On the summit they sat down to take breath. The lad put his arm about his sister. ‘You’re ailing,’ he said, softly; ‘and it’s the mind, not the body. You’d better tell me the whole story. I know what happened; tell me why it happened.’

     

Madeline broke down in a flood of tears. Presently: ‘I loved him. Mother refused our marriage because of the difference of race. He killed himself for love of me.’

     

‘I was awake,’ replied her brother, ‘I watched every movement in the room. Is that your last word?’

     

The girl still sobbed: ‘He killed himself for love of me. I loved him.’

     

Was she lying: Could she have assisted unconsciously in this ghastly ritual? Could Huang have hypnotised the women? Absurd. Had he such power, what easier than to force a consent to the marriage? The darkness was deeper than before.

     

Acting under the impulse of an uncontrollable emotion, Ker sprang to his feet, and walked he knew not whither. When his mind cleared, he found himself in Leith, among the ships.

     

‘Ahoy there! What’s the game?’ was the word that wakened him. He looked up to see a bearded skipper scowling over the bulwark of a big steamer.

     

‘Take me somewhere!’ said Andrew, ‘I’ll work my passage!’

     

‘Not much!’ said the sailor, ‘got no use for anybody but a doctor. Ours fell overboard, drunk, in last night’s fog. Dirty swab!’

    

‘That’s funny,’ said Andrew, ‘you’re my man. It’s just Providence! I’ve got one of the best and freshest diplomas in this University. If you’ll only ship me somewhere where the wind will blow my mind clear of memories!’

     

‘Come aboard and sign on! The North Sea’s the place you need!’

     

The next morning found Andrew still pacing the ship’s deck. But stormy weather, and the cares of his work, which chanced to be onerous, including a broken leg, a couple of smashed ribs, and a severe case of scalding, took his mind to more wholesome channels.

     

At Petrograd they picked up a British Consul who was returning from Odessa to take up a new post. With this man Ker struck up a warm friendship. In the course of talk, it appeared that the Consul had spent ten years in China.
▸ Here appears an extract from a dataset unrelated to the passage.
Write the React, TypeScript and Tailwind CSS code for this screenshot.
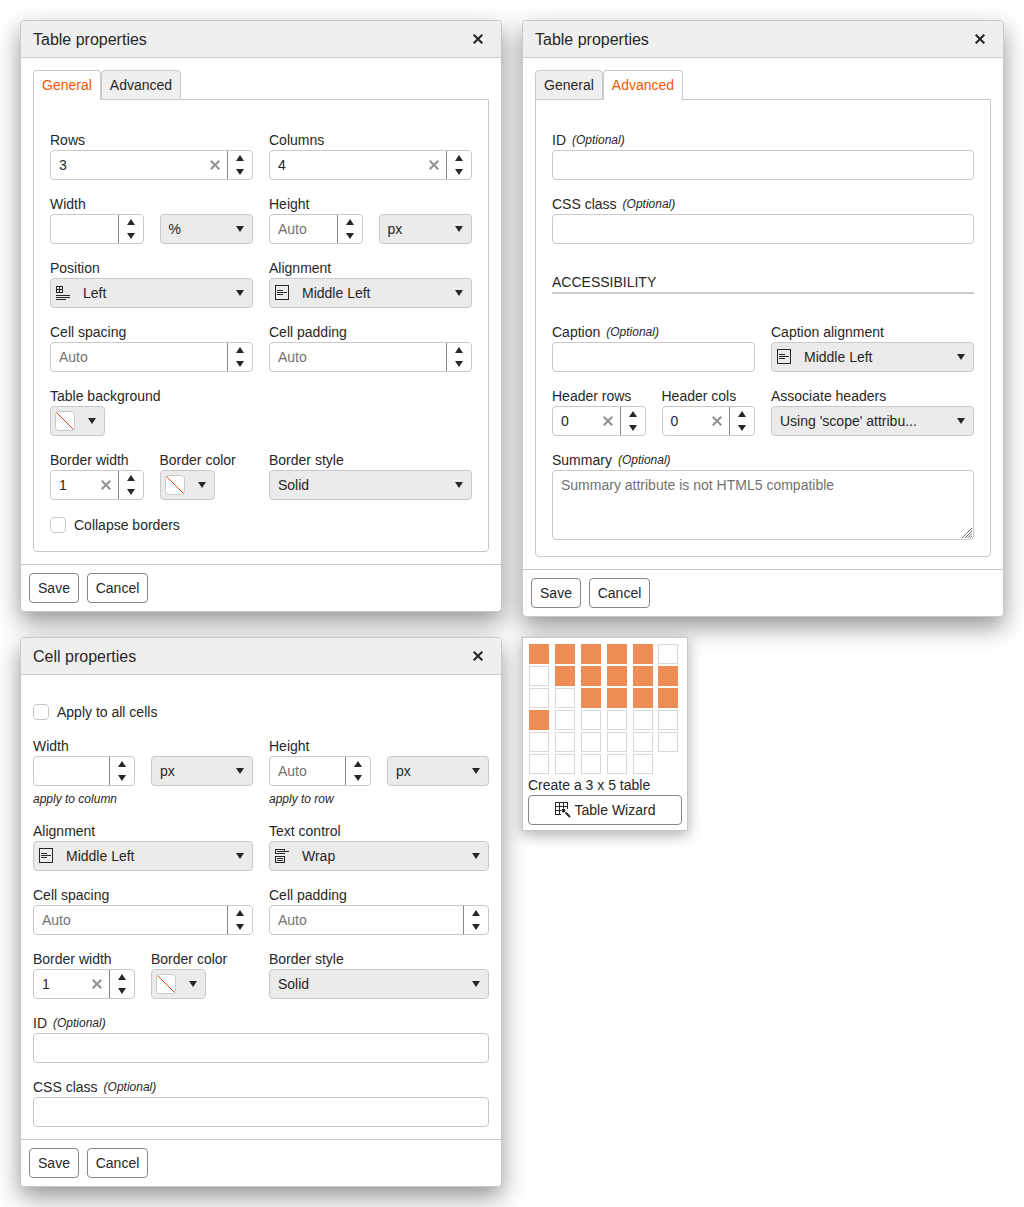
import type { ReactNode } from "react";

function Up({ down = false }: { down?: boolean }) {
  return (
    <svg width="8" height="6" viewBox="0 0 8 6" fill="#272727" className={down ? "rotate-180" : ""}>
      <path d="M4 0L8 6H0Z" />
    </svg>
  );
}

function Clear() {
  return (
    <svg width="10" height="10" viewBox="0 0 10 10" stroke="#939393" strokeWidth="2.1" className="mr-[7px] shrink-0">
      <path d="M.7.7L9.3 9.3M9.3.7L.7 9.3" />
    </svg>
  );
}

function Num({ value, placeholder }: { value?: string; placeholder?: string }) {
  return (
    <div className="flex h-[30px] w-full overflow-hidden rounded-[4px] border border-[#c9c9c9] bg-white">
      <div className="flex min-w-0 flex-1 items-center justify-between pl-2">
        <span className={value ? "" : "text-[#727272]"}>{value ?? placeholder}</span>
        {value && <Clear />}
      </div>
      <div className="flex w-[25px] flex-col items-center gap-2 border-l border-[#85858f] pt-1">
        <Up />
        <Up down />
      </div>
    </div>
  );
}

function Select({ children, icon }: { children: ReactNode; icon?: ReactNode }) {
  return (
    <div className="flex h-[30px] w-full items-center rounded-[4px] border border-[#c9c9c9] bg-[#ebebeb] pr-2">
      {icon && <span className="ml-[5px] mr-3 w-[15px] shrink-0">{icon}</span>}
      <span className={icon ? "flex-1 whitespace-nowrap" : "flex-1 whitespace-nowrap pl-2"}>{children}</span>
      <Up down />
    </div>
  );
}

function Color() {
  return (
    <div className="flex h-[30px] w-[55px] items-center justify-between rounded-[4px] border border-[#c9c9c9] bg-[#ebebeb] pl-1 pr-2">
      <svg width="20" height="20" viewBox="0 0 20 20">
        <rect x=".5" y=".5" width="19" height="19" rx="3" fill="#fff" stroke="#c9c9c9" />
        <path d="M1.5 1.5L18.5 18.5" stroke="#e0421d" />
      </svg>
      <Up down />
    </div>
  );
}

function Field({ label, optional, children }: { label: string; optional?: boolean; children?: ReactNode }) {
  return (
    <div className="min-w-0">
      <div className="h-5 whitespace-nowrap leading-5">
        {label}
        {optional && <i className="ml-1.5 align-top text-[12px] leading-5">(Optional)</i>}
      </div>
      {children ?? <div className="h-[30px] rounded-[4px] border border-[#c9c9c9] bg-white" />}
    </div>
  );
}

function Pair({ children }: { children: ReactNode }) {
  return <div className="grid grid-cols-2 gap-x-4">{children}</div>;
}

function Check({ children }: { children: ReactNode }) {
  return (
    <div className="flex h-4 items-center gap-2">
      <span className="size-4 rounded-[4px] border border-[#c9c9c9]" />
      {children}
    </div>
  );
}

function Button({ children, className }: { children: ReactNode; className: string }) {
  return (
    <button
      className={`${className} flex h-[30px] items-center justify-center rounded-[4px] border border-[#85858f] bg-white`}
    >
      {children}
    </button>
  );
}

function Dialog({ title, children }: { title: string; children: ReactNode }) {
  return (
    <section className="w-[482px] rounded-[4px] border border-[#c9c9c9] bg-white shadow-[0_10px_24px_rgba(0,0,0,0.42)]">
      <header className="flex h-[37px] items-center justify-between rounded-t-[3px] border-b border-[#c9c9c9] bg-[#efefef] pl-3 pr-[18px] text-[16px]">
        <span className="pt-0.5">{title}</span>
        <svg width="10" height="10" viewBox="0 0 10 10" stroke="#272727" strokeWidth="2.1">
          <path d="M.7.7L9.3 9.3M9.3.7L.7 9.3" />
        </svg>
      </header>
      <div className="p-3">{children}</div>
      <footer className="flex gap-2 border-t border-[#c9c9c9] p-2">
        <Button className="w-[50px]">Save</Button>
        <Button className="w-[61px]">Cancel</Button>
      </footer>
    </section>
  );
}

function Tabs({ active }: { active: string }) {
  return (
    <div className="relative z-10 -mb-px flex">
      {["General", "Advanced"].map((t) => (
        <div
          key={t}
          className={
            t === active
              ? "h-[30px] rounded-t-[4px] border border-b-white border-[#c9c9c9] bg-white px-2 leading-[28px] text-[#f35800]"
              : "h-[30px] rounded-t-[4px] border border-[#c9c9c9] bg-[#efefef] px-2 leading-[28px]"
          }
        >
          {t}
        </div>
      ))}
    </div>
  );
}

function Panel({ children }: { children: ReactNode }) {
  return (
    <div className="flex flex-col gap-3.5 rounded-b-[4px] border border-[#c9c9c9] px-4 pt-[30px]">{children}</div>
  );
}

const AlignIcon = () => (
  <svg width="15" height="16" viewBox="0 0 15 16" fill="none" stroke="#272727" shapeRendering="crispEdges">
    <path d="M.5 .5h13v14H.5zM2 5.5h6M2 7.5h10M2 9.5h6" />
  </svg>
);

const PositionIcon = () => (
  <svg width="15" height="16" viewBox="0 0 15 16" fill="none" stroke="#272727" shapeRendering="crispEdges">
    <path d="M.5 1.5h6v6h-6zM3.5 1v7M0 4.5h7M0 10.5h14M0 12.5h14M0 14.5h10" />
  </svg>
);

const WrapIcon = () => (
  <svg width="15" height="16" viewBox="0 0 15 16" fill="none" stroke="#272727" shapeRendering="crispEdges">
    <path d="M14 3.5H2M9.5 3V1.5h-9v4h9V5M.5 8.5h9v6h-9zM2 10.5h6M2 12.5h6" />
  </svg>
);

const WizardIcon = () => (
  <svg width="16" height="16" viewBox="0 0 16 16" fill="none" stroke="#272727">
    <path d="M6 12.5H.5V.5h12V7M4.5 0v13M8.5 0v6M0 4.5h13M0 8.5h6" shapeRendering="crispEdges" />
    <path d="M10.5 10.5L15 15" strokeWidth="2" />
    <path d="M8.5 6.5v4M6.5 8.5h4M7 7l3 3M10 7l-3 3" />
  </svg>
);

function TableDialog() {
  return (
    <Dialog title="Table properties">
      <Tabs active="General" />
      <Panel>
        <Pair>
          <Field label="Rows"><Num value="3" /></Field>
          <Field label="Columns"><Num value="4" /></Field>
        </Pair>
        <Pair>
          <Field label="Width"><Pair><Num /><Select>%</Select></Pair></Field>
          <Field label="Height"><Pair><Num placeholder="Auto" /><Select>px</Select></Pair></Field>
        </Pair>
        <Pair>
          <Field label="Position"><Select icon={<PositionIcon />}>Left</Select></Field>
          <Field label="Alignment"><Select icon={<AlignIcon />}>Middle Left</Select></Field>
        </Pair>
        <Pair>
          <Field label="Cell spacing"><Num placeholder="Auto" /></Field>
          <Field label="Cell padding"><Num placeholder="Auto" /></Field>
        </Pair>
        <Field label="Table background"><Color /></Field>
        <Pair>
          <Pair>
            <Field label="Border width"><Num value="1" /></Field>
            <Field label="Border color"><Color /></Field>
          </Pair>
          <Field label="Border style"><Select>Solid</Select></Field>
        </Pair>
        <div className="pb-[18px] pt-[3px]"><Check>Collapse borders</Check></div>
      </Panel>
    </Dialog>
  );
}

function AdvancedDialog() {
  return (
    <Dialog title="Table properties">
      <Tabs active="Advanced" />
      <Panel>
        <Field label="ID" optional />
        <Field label="CSS class" optional />
        <h3 className="mb-3.5 mt-3.5 h-[22px] border-b-2 border-[#c9c9c9] leading-5">ACCESSIBILITY</h3>
        <Pair>
          <Field label="Caption" optional />
          <Field label="Caption alignment"><Select icon={<AlignIcon />}>Middle Left</Select></Field>
        </Pair>
        <Pair>
          <Pair>
            <Field label="Header rows"><Num value="0" /></Field>
            <Field label="Header cols"><Num value="0" /></Field>
          </Pair>
          <Field label="Associate headers"><Select>Using 'scope' attribu...</Select></Field>
        </Pair>
        <div className="pb-4">
          <Field label="Summary" optional>
            <div className="relative">
              <textarea
                className="block h-[70px] w-full resize-none rounded-[4px] border border-[#c9c9c9] px-2 py-1 leading-5 placeholder:text-[#727272]"
                placeholder="Summary attribute is not HTML5 compatible"
              />
              <svg width="10" height="10" viewBox="0 0 10 10" stroke="#727272" className="absolute bottom-0.5 right-0.5">
                <path d="M0 10L10 0M3 10L10 3M5.5 10L10 5.5M8 10L10 8" />
              </svg>
            </div>
          </Field>
        </div>
      </Panel>
    </Dialog>
  );
}

function CellDialog() {
  return (
    <Dialog title="Cell properties">
      <div className="flex flex-col gap-3.5 pt-[17px]">
        <div className="mb-0.5"><Check>Apply to all cells</Check></div>
        <Pair>
          <Field label="Width">
            <Pair><Num /><Select>px</Select></Pair>
            <i className="mt-[3px] block h-[18px] text-[12px] leading-5">apply to column</i>
          </Field>
          <Field label="Height">
            <Pair><Num placeholder="Auto" /><Select>px</Select></Pair>
            <i className="mt-[3px] block h-[18px] text-[12px] leading-5">apply to row</i>
          </Field>
        </Pair>
        <Pair>
          <Field label="Alignment"><Select icon={<AlignIcon />}>Middle Left</Select></Field>
          <Field label="Text control"><Select icon={<WrapIcon />}>Wrap</Select></Field>
        </Pair>
        <Pair>
          <Field label="Cell spacing"><Num placeholder="Auto" /></Field>
          <Field label="Cell padding"><Num placeholder="Auto" /></Field>
        </Pair>
        <Pair>
          <Pair>
            <Field label="Border width"><Num value="1" /></Field>
            <Field label="Border color"><Color /></Field>
          </Pair>
          <Field label="Border style"><Select>Solid</Select></Field>
        </Pair>
        <Field label="ID" optional />
        <Field label="CSS class" optional />
      </div>
    </Dialog>
  );
}

const cells = "111110" + "011111" + "001111" + "100000" + "000000" + "00000";

function TablePicker() {
  return (
    <div className="relative h-[194px] w-[166px] border border-[#c9c9c9] bg-white px-[5px] pt-1.5 shadow-[0_4px_14px_rgba(0,0,0,0.32)]">
      <div className="ml-px grid grid-cols-[26px_26px_26px_26px_25px_20px] gap-y-0.5">
        {cells.split("").map((c, i) => (
          <span key={i} className={c === "1" ? "size-5 bg-[#ed8c55]" : "size-5 border border-[#d9d9d9]"} />
        ))}
      </div>
      <div className="mt-px h-5 leading-5">Create a 3 x 5 table</div>
      <button className="flex h-[30px] w-full items-center justify-center gap-1 rounded-[4px] border border-[#85858f]">
        <WizardIcon />
        Table Wizard
      </button>
    </div>
  );
}

export default function App() {
  return (
    <main className="flex h-[1207px] w-[1024px] gap-5 overflow-hidden bg-white p-5 font-['Liberation_Sans',Arial,sans-serif] text-[14px] leading-5 text-[#272727]">
      <div className="flex flex-col gap-[25px]">
        <TableDialog />
        <CellDialog />
      </div>
      <div className="flex flex-col gap-5">
        <AdvancedDialog />
        <TablePicker />
      </div>
    </main>
  );
}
The old agony seized Andrew; he seized the opportunity to pour out the vials of his woe.

     

‘I don’t see much mystery,’ said the Consul. ‘The man had got hypnotic control over the women; they obeyed; and they have no memory of what they did.’

     

‘But why in Heaven’s name not use the power to gain his end? My mother could have been brought to consent just as easily as to hang him!’

     

‘You don’t understand the Chinese mind. An insult had been put upon him. He would no more have married your sister after that than I would marry a dog! He had to avenge himself. He had only to kill himself in your house to cause his spirit to haunt you.

     

‘But he was a man of science.’

     

‘He was a Chinaman. My ten years taught me to think that their wisdom may not be altogether the folly our cocksureness calls it. Look how effectively he has done his work! His bringing them in as agents, and you as witness, was a master-stroke. What hell you have all suffered! Indeed he has avenged himself—and his spirit has haunted you—in a sense quite real enough for his purpose. Also—as we say in China—he has “saved his face.’ ”

     

‘Thank God!’ burst out the young surgeon, ‘I shall clear up the whole thing the minute I get home. Thank God! The fiend shall yet be conquered.’

     

But when Andrew Ker reached home, he found that—two days earlier—his sister had thrown herself from Salisbury Crags.